Buying Bonds Is Not Supposed To Be A Risk-Free Proposition

It may be hard to believe, but there was a time when a poorly run company or country could not make ends meet, they were allowed to default on their debt. When investors buy stocks and invest in bonds, it is not supposed to be a risk-free proposition. Bond defaults are part of the risk-reward equation, or at least they used to be. And yet, we hear more and more policy makers complain about too much debt in the system; maybe they should take a look in their never-ending bailout mirrors.

The data and image above from the Los Angeles Times (full article here) .

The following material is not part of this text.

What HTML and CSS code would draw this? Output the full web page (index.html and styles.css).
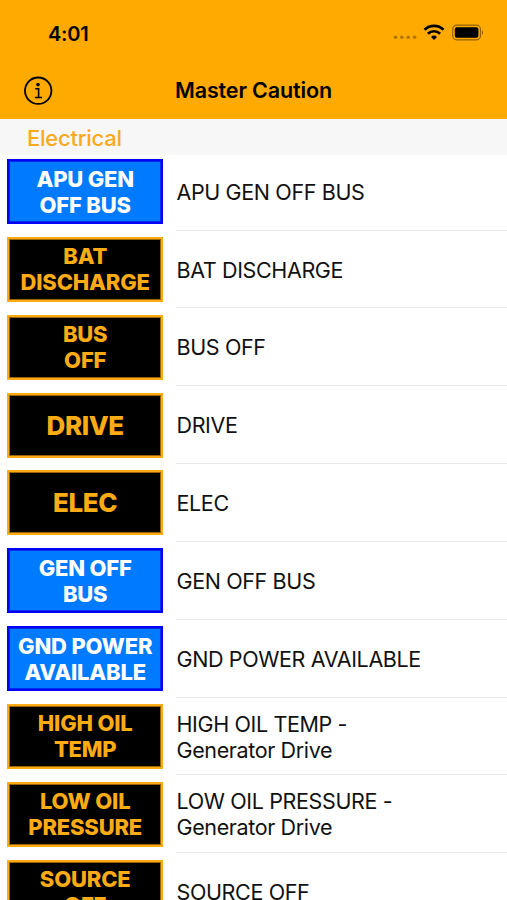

Negative Rates Are Sending Common Sense Messages

Interest rates are set in the marketplace based on the supply and demand for money (credit). When rates are near zero or negative, it is the market’s way of saying the demand for new credit is incredibly low relative to the availability of credit. If demand for new credit was high, then lenders would have the power to charge higher interest; they do not have that power today. Zero/negative interest rates are a strong and incredibly clear signal to central banks and policy makers that the “wealth effect” approach has been pushed well beyond its useful life.

We Have Arrived At The End Of Reason

The wealth effect approach has been pushed beyond the bounds of economic common sense, and yet, instead of saying enough is enough, we may be on the verge of becoming very familiar with the term helicopter money. The tweet below from @ReformedBroker sums up just how far off track global central planners have taken the financial markets and global economy.

A Period Of Asset Price Desperation

Central banks are already buying stock-based ETFs and corporate bonds, as outlined on May 11 . When serious talk of dropping money from helicopters and fear of ” growth causing a recession ” enters the equation, it becomes crystal clear that central banks are on the doorstep of asset price desperation.